Published on: Jan 31, 2021

Self-care can feel like an aspirational buzzword while living in a pandemic. Whether you are working from home or juggling heading into the office with kids at home in virtual school, it can be hard to make time to take care of yourself.

And what is self-care, really? So often, people describe self-care as a quick bubble bath or that extra piece of chocolate after dinner; it is that little treat to self! It certainly can be these things, but for many people, once the bubble bath is over, you realize you are just as stressed out as before you dove under those bubbles. While self-care looks a little different for everyone, it’s not just the nice little treats or things we can do for ourselves throughout the day.

Self-care is making intentional choices about how we care for ourselves and move through our days.
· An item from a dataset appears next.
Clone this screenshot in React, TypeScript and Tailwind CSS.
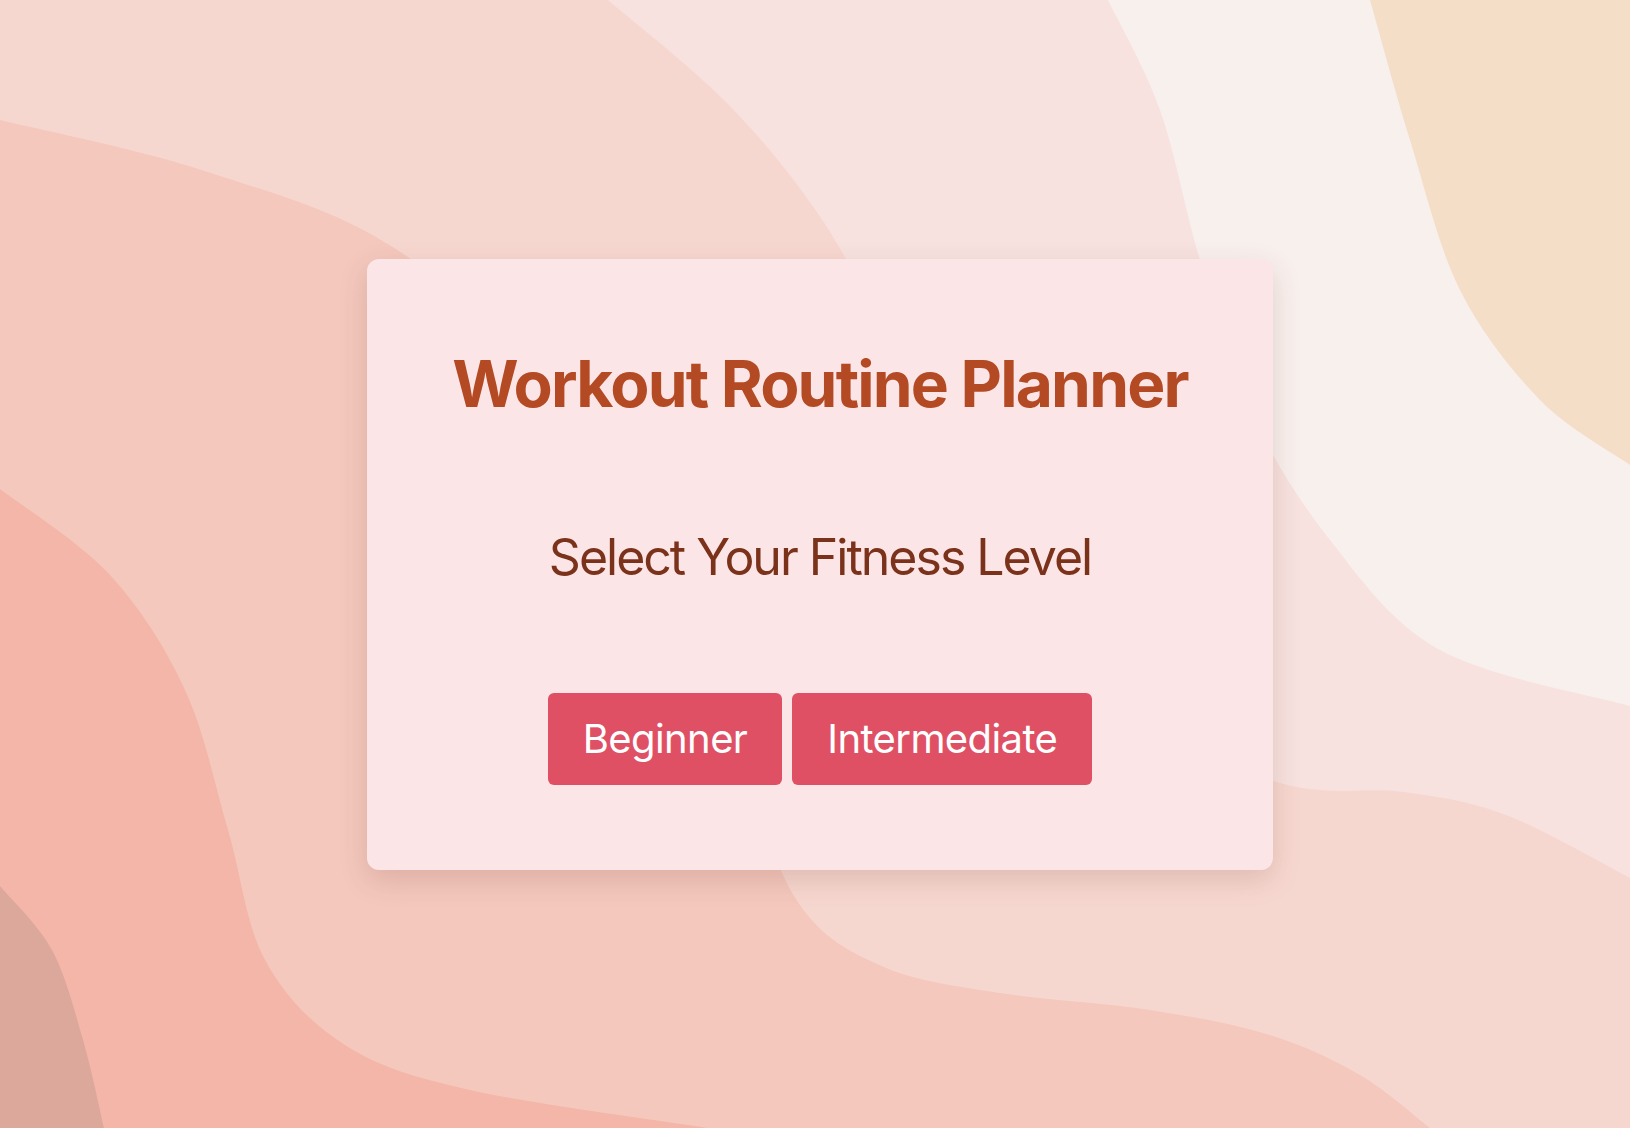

Top Five Tips for Self-care Beyond the Bubble Bath

  1. Set Boundaries
    For many during this pandemic, working from home can start to feel more like living at work. Set boundaries around your routine and schedule. This might mean putting away the work email after a set time. This might mean saying ‘no’ to that Zoom Happy Hour with old friends after a long day of screen time. Whatever it is for you, recognize that living and working from home often requires new boundaries on personal and professional time.
  2. Check in with Yourself Throughout the Day
    Take some time during the day between work calls or managing kids to check in with yourself and your breath. It is easy to get caught up in the day and forget to use the little moments between events to check in, make sure you are taking some deep breaths, and observe what you are feeling in your body.
  3. Move Your Body
    Making time to move your body might be especially challenging as the days get shorter and the weather gets colder. Setting aside just 15 minutes to get outside for a walk in fresh air can drastically impact your mood and help shift perspective.
  4. Create a Routine
    It can be especially hard to create a routine and any semblance of a schedule when the days start to blur together. However, creating a routine that includes consistent wake up and bedtimes for you and your family, as well as helpful ‘to do’ lists for each day can help you manage your time and have a better idea of daily expectations.
  5. Words of Affirmation
    Remember that you are currently living in the collective trauma of a pandemic; having grace and kindness for yourself is critical. Find an affirmation that speaks to you. Remind yourself of this throughout the day. Affirmations can be phrases such as, ‘I am okay. I am safe. I can do this. I know this is temporary.’